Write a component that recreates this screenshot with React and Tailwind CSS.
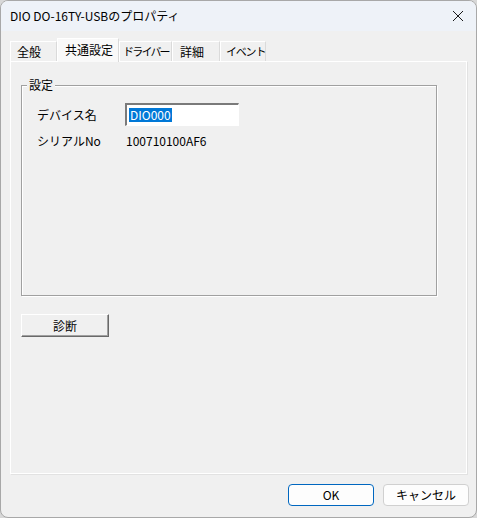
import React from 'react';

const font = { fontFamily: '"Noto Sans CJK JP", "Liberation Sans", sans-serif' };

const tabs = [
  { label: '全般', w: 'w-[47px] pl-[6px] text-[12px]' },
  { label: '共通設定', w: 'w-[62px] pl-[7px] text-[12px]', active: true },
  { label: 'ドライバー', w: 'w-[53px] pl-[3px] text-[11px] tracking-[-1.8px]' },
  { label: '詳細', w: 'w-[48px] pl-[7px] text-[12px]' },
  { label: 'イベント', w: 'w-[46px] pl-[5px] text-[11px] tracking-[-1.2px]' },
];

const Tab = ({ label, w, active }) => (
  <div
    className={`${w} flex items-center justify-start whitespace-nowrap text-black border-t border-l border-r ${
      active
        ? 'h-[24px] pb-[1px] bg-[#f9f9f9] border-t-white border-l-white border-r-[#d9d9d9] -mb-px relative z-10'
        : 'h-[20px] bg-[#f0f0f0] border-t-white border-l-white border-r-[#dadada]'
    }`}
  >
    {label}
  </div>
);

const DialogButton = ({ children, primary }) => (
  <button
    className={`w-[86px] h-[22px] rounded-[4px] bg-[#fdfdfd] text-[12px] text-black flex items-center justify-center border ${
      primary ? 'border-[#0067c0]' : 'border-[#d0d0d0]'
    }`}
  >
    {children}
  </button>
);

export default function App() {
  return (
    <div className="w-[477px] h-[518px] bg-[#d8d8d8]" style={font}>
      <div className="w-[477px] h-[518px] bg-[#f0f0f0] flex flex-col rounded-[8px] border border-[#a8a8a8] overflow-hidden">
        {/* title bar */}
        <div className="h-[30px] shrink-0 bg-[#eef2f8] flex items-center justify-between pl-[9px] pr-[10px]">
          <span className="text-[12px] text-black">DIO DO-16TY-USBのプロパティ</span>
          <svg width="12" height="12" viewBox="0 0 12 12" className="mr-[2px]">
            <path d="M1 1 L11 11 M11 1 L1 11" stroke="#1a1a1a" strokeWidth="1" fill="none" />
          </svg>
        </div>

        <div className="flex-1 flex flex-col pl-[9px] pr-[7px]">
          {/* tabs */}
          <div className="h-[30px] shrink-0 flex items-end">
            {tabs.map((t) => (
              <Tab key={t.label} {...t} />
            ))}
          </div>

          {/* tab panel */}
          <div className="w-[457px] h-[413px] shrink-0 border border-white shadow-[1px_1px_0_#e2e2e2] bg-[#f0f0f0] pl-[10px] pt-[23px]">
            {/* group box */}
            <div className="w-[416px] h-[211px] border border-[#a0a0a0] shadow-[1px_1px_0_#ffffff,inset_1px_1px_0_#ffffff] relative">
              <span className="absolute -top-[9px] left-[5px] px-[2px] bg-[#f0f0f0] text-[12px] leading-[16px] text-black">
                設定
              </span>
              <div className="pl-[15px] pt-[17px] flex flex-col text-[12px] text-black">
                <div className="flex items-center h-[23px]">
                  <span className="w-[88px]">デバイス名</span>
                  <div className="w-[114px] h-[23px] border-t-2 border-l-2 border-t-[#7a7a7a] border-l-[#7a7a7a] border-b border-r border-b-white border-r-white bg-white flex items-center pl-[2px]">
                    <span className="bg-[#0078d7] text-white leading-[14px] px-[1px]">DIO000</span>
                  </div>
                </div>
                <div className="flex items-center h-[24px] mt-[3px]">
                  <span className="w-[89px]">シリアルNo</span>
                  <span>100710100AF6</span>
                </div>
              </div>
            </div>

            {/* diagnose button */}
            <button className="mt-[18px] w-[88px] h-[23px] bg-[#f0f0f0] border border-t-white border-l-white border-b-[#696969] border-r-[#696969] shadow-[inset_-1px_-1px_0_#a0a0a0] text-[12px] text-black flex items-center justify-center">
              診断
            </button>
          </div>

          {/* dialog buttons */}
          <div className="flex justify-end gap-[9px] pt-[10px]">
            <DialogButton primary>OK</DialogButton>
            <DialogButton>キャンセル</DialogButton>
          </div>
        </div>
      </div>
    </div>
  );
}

::::::

### TASK OBJECTIVE
Transcribe the full listing character for character. Pictures are excluded.

### TASK RESULT
Write a component that recreates this screenshot with React and Tailwind CSS.
import React from 'react';

const font = { fontFamily: '"Noto Sans CJK JP", "Liberation Sans", sans-serif' };

const tabs = [
  { label: '全般', w: 'w-[47px] pl-[6px] text-[12px]' },
  { label: '共通設定', w: 'w-[62px] pl-[7px] text-[12px]', active: true },
  { label: 'ドライバー', w: 'w-[53px] pl-[3px] text-[11px] tracking-[-1.8px]' },
  { label: '詳細', w: 'w-[48px] pl-[7px] text-[12px]' },
  { label: 'イベント', w: 'w-[46px] pl-[5px] text-[11px] tracking-[-1.2px]' },
];

const Tab = ({ label, w, active }) => (
  <div
    className={`${w} flex items-center justify-start whitespace-nowrap text-black border-t border-l border-r ${
      active
        ? 'h-[24px] pb-[1px] bg-[#f9f9f9] border-t-white border-l-white border-r-[#d9d9d9] -mb-px relative z-10'
        : 'h-[20px] bg-[#f0f0f0] border-t-white border-l-white border-r-[#dadada]'
    }`}
  >
    {label}
  </div>
);

const DialogButton = ({ children, primary }) => (
  <button
    className={`w-[86px] h-[22px] rounded-[4px] bg-[#fdfdfd] text-[12px] text-black flex items-center justify-center border ${
      primary ? 'border-[#0067c0]' : 'border-[#d0d0d0]'
    }`}
  >
    {children}
  </button>
);

export default function App() {
  return (
    <div className="w-[477px] h-[518px] bg-[#d8d8d8]" style={font}>
      <div className="w-[477px] h-[518px] bg-[#f0f0f0] flex flex-col rounded-[8px] border border-[#a8a8a8] overflow-hidden">
        {/* title bar */}
        <div className="h-[30px] shrink-0 bg-[#eef2f8] flex items-center justify-between pl-[9px] pr-[10px]">
          <span className="text-[12px] text-black">DIO DO-16TY-USBのプロパティ</span>
          <svg width="12" height="12" viewBox="0 0 12 12" className="mr-[2px]">
            <path d="M1 1 L11 11 M11 1 L1 11" stroke="#1a1a1a" strokeWidth="1" fill="none" />
          </svg>
        </div>

        <div className="flex-1 flex flex-col pl-[9px] pr-[7px]">
          {/* tabs */}
          <div className="h-[30px] shrink-0 flex items-end">
            {tabs.map((t) => (
              <Tab key={t.label} {...t} />
            ))}
          </div>

          {/* tab panel */}
          <div className="w-[457px] h-[413px] shrink-0 border border-white shadow-[1px_1px_0_#e2e2e2] bg-[#f0f0f0] pl-[10px] pt-[23px]">
            {/* group box */}
            <div className="w-[416px] h-[211px] border border-[#a0a0a0] shadow-[1px_1px_0_#ffffff,inset_1px_1px_0_#ffffff] relative">
              <span className="absolute -top-[9px] left-[5px] px-[2px] bg-[#f0f0f0] text-[12px] leading-[16px] text-black">
                設定
              </span>
              <div className="pl-[15px] pt-[17px] flex flex-col text-[12px] text-black">
                <div className="flex items-center h-[23px]">
                  <span className="w-[88px]">デバイス名</span>
                  <div className="w-[114px] h-[23px] border-t-2 border-l-2 border-t-[#7a7a7a] border-l-[#7a7a7a] border-b border-r border-b-white border-r-white bg-white flex items-center pl-[2px]">
                    <span className="bg-[#0078d7] text-white leading-[14px] px-[1px]">DIO000</span>
                  </div>
                </div>
                <div className="flex items-center h-[24px] mt-[3px]">
                  <span className="w-[89px]">シリアルNo</span>
                  <span>100710100AF6</span>
                </div>
              </div>
            </div>

            {/* diagnose button */}
            <button className="mt-[18px] w-[88px] h-[23px] bg-[#f0f0f0] border border-t-white border-l-white border-b-[#696969] border-r-[#696969] shadow-[inset_-1px_-1px_0_#a0a0a0] text-[12px] text-black flex items-center justify-center">
              診断
            </button>
          </div>

          {/* dialog buttons */}
          <div className="flex justify-end gap-[9px] pt-[10px]">
            <DialogButton primary>OK</DialogButton>
            <DialogButton>キャンセル</DialogButton>
          </div>
        </div>
      </div>
    </div>
  );
}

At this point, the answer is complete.